EN DEHORS DE L’ACCORD DE NOUMÉA
L’Accord de Nouméa était initialement « la solution consensuelle ». Un consensus sur une voie menant à un choix institutionnel, mais surtout, une procédure sans violence tirant leçon des Accord Matignon qui avaient rétabli la paix en Nouvelle-Calédonie après 4 années de guerre civile, puis de troubles soldés par le drame d’Ouvéa.
Cet esprit a été traduit dans un statut, modifié, imparfait, fragile sur le corps électoral, mais accepté par tous.
Des institutions centrales, nouvelles, dotées de compétences considérables, ont été mises en place : les provinces. Jamais leurs compétences n’avaient été contestées.
Les indépendantistes, en choisissant le retour à la violence, ont remis en cause deux principes fondamentaux, notamment, de l’Accord de Nouméa :
– l’esprit de concorde, qui avait pour ambition de ne pas revenir à la violence, marqueur d’une période dénommée « les événements »,
– le respect des institutions centrales que sont les provinces.

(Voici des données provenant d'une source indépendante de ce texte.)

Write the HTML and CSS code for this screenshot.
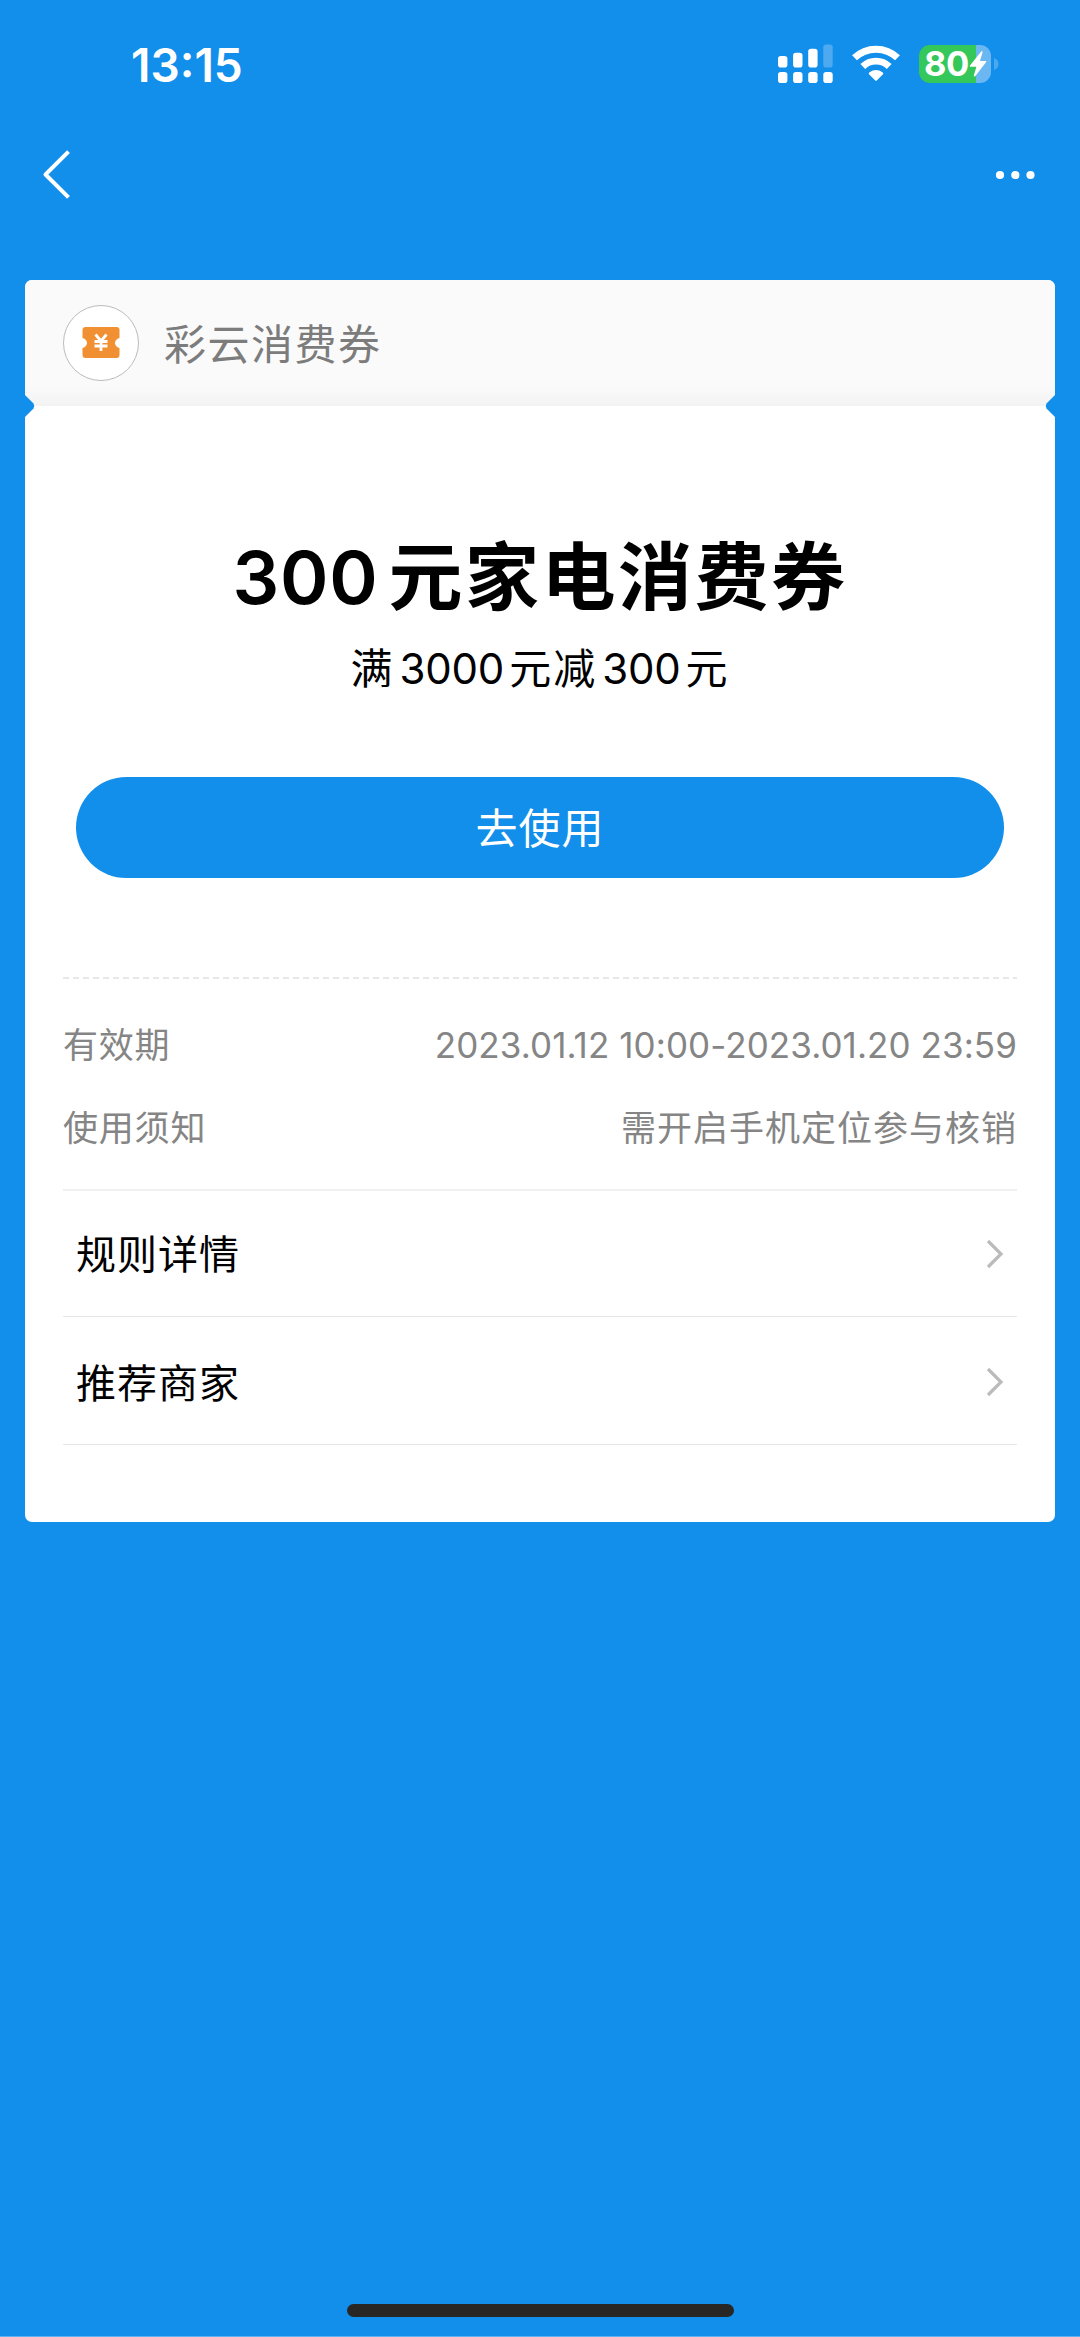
FILE: index.html
```html
<!DOCTYPE html>
<html lang="zh-CN">
<head>
<meta charset="utf-8">
<title>彩云消费券</title>
<link rel="stylesheet" href="styles.css">
</head>
<body>
<div class="screen">
  <header class="status">
    <span class="clock">13:15</span>
    <div class="indicators">
      <svg class="signal" width="56" height="40" viewBox="0 0 56 40" fill="#fff">
        <rect x="0" y="12" width="9.4" height="11.5" rx="2.8"/>
        <rect x="15.1" y="8.7" width="9.4" height="14.8" rx="2.8"/>
        <rect x="30.2" y="4.8" width="9.4" height="18.7" rx="2.8"/>
        <rect x="45.3" y="0.5" width="9.4" height="23" rx="2.8" opacity=".25"/>
        <rect x="0" y="28" width="9.4" height="11" rx="2.8"/>
        <rect x="15.1" y="28" width="9.4" height="11" rx="2.8"/>
        <rect x="30.2" y="28" width="9.4" height="11" rx="2.8"/>
        <rect x="45.3" y="28" width="9.4" height="11" rx="2.8"/>
      </svg>
      <svg class="wifi" width="50" height="40" viewBox="0 0 50 40">
        <g fill="none" stroke="#fff">
          <path d="M3.500 13.800A31 31 0 0 1 46.500 13.800" stroke-width="7"/>
          <path d="M11.800 22.500A18.700 18.700 0 0 1 38.200 22.500" stroke-width="6.800"/>
        </g>
        <path d="M24 36.300 18 30.200Q17 29 18.500 28.200Q25 23.800 31.500 28.200Q33 29 32 30.200L26 36.300Q25 37.300 24 36.300Z" fill="#fff"/>
      </svg>
      <div class="battery">
        <div class="battery-body">
          <span class="level">80</span>
          <svg class="bolt" width="18" height="26" viewBox="0 0 18 26"><path d="M12.2.5 1 14.6a.7.7 0 0 0 .6 1.2H7.400L4.800 24.600c-.2.9.8 1.300 1.400.6L17 11.300a.7.7 0 0 0-.6-1.200H11L13.600 1.200C13.800.3 12.800-.2 12.200.5Z" fill="#fff"/></svg>
        </div>
        <svg class="battery-cap" width="6" height="12" viewBox="0 0 6 12"><path d="M0 0C6 1.500 6 10.500 0 12Z" fill="#4ba8f0"/></svg>
      </div>
    </div>
  </header>
  <nav class="nav">
    <svg width="30" height="50" viewBox="0 0 30 50" fill="none" stroke="#fff" stroke-width="4" stroke-linejoin="round"><path d="M28.500 1.700 5.500 24.500 28.500 47.300"/></svg>
    <svg width="42" height="10" viewBox="0 0 42 10" fill="#fff"><circle cx="5" cy="5" r="4.100"/><circle cx="20.300" cy="5" r="4.100"/><circle cx="35.500" cy="5" r="4.100"/></svg>
  </nav>
  <main class="card">
    <div class="brand">
      <span class="badge">
        <svg width="38" height="32" viewBox="0 0 38 32"><path d="M3.500 0H34.500A3 3 0 0 1 37.500 3V11C31.500 12.500 31.500 19.500 37.500 21V28A3 3 0 0 1 34.500 31H3.500A3 3 0 0 1 .5 28V21C6.500 19.500 6.500 12.500 .5 11V3A3 3 0 0 1 3.500 0Z" fill="#f09032"/><path d="M13.500 7.500 19 14 24.500 7.500M19 14V24M12.500 14.500H25.500M12.500 19H25.500" fill="none" stroke="#fff" stroke-width="2.800"/></svg>
      </span>
      <span class="brand-name">彩云消费券</span>
      <svg class="notch notch-left" width="10" height="22" viewBox="0 0 10 22"><path d="M0 0 8.500 8.500Q10 11 8.500 13.500L0 22Z" fill="#128eeb"/></svg>
      <svg class="notch notch-right" width="10" height="22" viewBox="0 0 10 22"><path d="M10 0 1.500 8.500Q0 11 1.500 13.500L10 22Z" fill="#128eeb"/></svg>
    </div>
    <section class="offer">
      <h1 class="title"><span class="num">300</span>元家电消费券</h1>
      <p class="terms">满<span class="num">3000</span>元减<span class="num">300</span>元</p>
      <button class="use">去使用</button>
    </section>
    <section class="details">
      <svg class="dashes" width="954" height="2"><path d="M0 1H954" stroke="#e8e8e8" stroke-width="2" stroke-dasharray="6 4"/></svg>
      <div class="info"><span>有效期</span><span class="date">2023.01.12 10:00-2023.01.20 23:59</span></div>
      <div class="info"><span>使用须知</span><span class="notice">需开启手机定位参与核销</span></div>
      <div class="link first"><span>规则详情</span><svg class="chevron" width="18" height="30" viewBox="0 0 18 30"><path d="M2 2 15 15 2 28" fill="none" stroke="#bbb" stroke-width="3.200"/></svg></div>
      <div class="link last"><span>推荐商家</span><svg class="chevron" width="18" height="30" viewBox="0 0 18 30"><path d="M2 2 15 15 2 28" fill="none" stroke="#bbb" stroke-width="3.200"/></svg></div>
    </section>
  </main>
  <footer class="home"><span class="home-bar"></span></footer>
</div>
</body>
</html>
```
FILE: styles.css
```css
* { box-sizing: border-box; }
body { margin: 0; }
.screen {
  display: flex;
  flex-direction: column;
  width: 1080px;
  height: 2337px;
  background: #128eeb;
  border-bottom: 1px solid #5db3f2;
  font-family: Inter, "Noto Sans CJK SC", sans-serif;
  color: #000;
}
.status {
  display: flex;
  justify-content: space-between;
  height: 128px;
  padding: 44px 80px 0 131px;
  color: #fff;
}
.clock { height: 42px; font-size: 46px; line-height: 42px; font-weight: 600; }
.indicators { display: flex; }
.signal { margin-right: 17px; }
.wifi { margin-right: 18px; }
.battery { display: flex; align-items: center; gap: 3px; height: 39px; }
.battery-body {
  display: flex;
  align-items: center;
  width: 72px;
  height: 38px;
  padding-left: 5px;
  border-radius: 11px;
  background: linear-gradient(90deg, #34c759 57px, #6ab7f2 57px);
}
.level { width: 45px; font-size: 34.5px; line-height: 38px; font-weight: 700; letter-spacing: -0.5px; }
.nav {
  display: flex;
  align-items: center;
  justify-content: space-between;
  height: 93px;
  padding: 0 43px 0 40px;
}
.card {
  height: 1242px;
  margin: 59px 25px 0;
  border-radius: 7px;
  background: #fff;
}
.brand {
  position: relative;
  display: flex;
  align-items: center;
  gap: 25px;
  height: 126px;
  padding-left: 38px;
  border-radius: 7px 7px 0 0;
  background: linear-gradient(#fafafa 84%, #f3f3f3);
}
.badge {
  display: flex;
  align-items: center;
  justify-content: center;
  width: 76px;
  height: 76px;
  border: 1px solid #bbb;
  border-radius: 50%;
  background: #fff;
}
.brand-name { padding-top: 4px; font-size: 42px; line-height: 60px; letter-spacing: 1.5px; color: #7c7c7c; }
.notch { position: absolute; bottom: -11px; }
.notch-left { left: 0; }
.notch-right { right: 0; }
.offer {
  display: flex;
  flex-direction: column;
  align-items: center;
  height: 571px;
  padding-top: 121px;
}
.title { margin: 0; font-size: 74px; line-height: 100px; font-weight: 700; letter-spacing: 2.5px; }
.title .num { margin-right: 10px; font-size: 73.5px; font-weight: 600; letter-spacing: 0.8px; }
.terms { margin: 11px 0 0; font-size: 42px; line-height: 60px; letter-spacing: 2px; }
.terms .num { margin: 0 5px; letter-spacing: -0.2px; }
.use {
  width: 928px;
  height: 101px;
  margin-top: 78px;
  padding: 0 0 4px;
  border: 0;
  border-radius: 51px;
  background: #128eeb;
  color: #fff;
  font: 400 42px/97px "Noto Sans CJK SC", sans-serif;
  letter-spacing: 1px;
}
.details { display: flex; flex-direction: column; padding: 0 38px; }
.dashes { display: block; margin-bottom: 25px; }
.info {
  display: flex;
  justify-content: space-between;
  height: 83px;
  font-size: 35px;
  line-height: 83px;
  letter-spacing: 0.8px;
  color: #858585;
}
.date { letter-spacing: 0.08px; }
.notice { letter-spacing: 1px; }
.link {
  display: flex;
  align-items: center;
  justify-content: space-between;
  height: 128px;
  padding: 0 13px;
  border-bottom: 1px solid #e6e6e6;
  font-size: 40px;
  letter-spacing: 1px;
}
.link span { padding-bottom: 3px; }
.link.first { margin-top: 19px; border-top: 2px solid #f0f0f0; }
.link.last { padding-top: 3px; }
.home { display: flex; justify-content: center; margin-top: auto; padding-bottom: 19px; }
.home-bar { width: 387px; height: 13px; border-radius: 7px; background: #292725; }
```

En agressant la province Sud pour lui imposer, dans une transaction relevant de son territoire, une société financière d’une autre province, ils foulent au pied la compétence d’une assemblée régulièrement élue.
DES RUPTURES AUX CONSÉQUENCES CONSIDÉRABLES
En agissant ainsi, les indépendantistes ont provoqué plusieurs ruptures.
Une rupture sociologique, découlant en particulier de la racialisation des violences, et dont les effets sont totalement mortifères pour le « vivre ensemble ». Destin commun et Vivre ensemble sont aujourd’hui des slogans à la limite du ridicule, et revêtent, au mieux, un caractère d’obligation.
Une rupture de concorde pour le futur institutionnel. Comment imaginer que les événements actuels, qui perdurent, feront accepter, par l’une ou l’autre des parties, le résultat d’un troisième référendum ? Celui-ci, d’ailleurs, paraît hors contexte, et ne correspond plus à l’esprit de l’Accord de Nouméa.
L’opposé de « destin commun » et de « vivre ensemble » n’est-il pas « destins séparés » et « vivre chacun de son côté » ?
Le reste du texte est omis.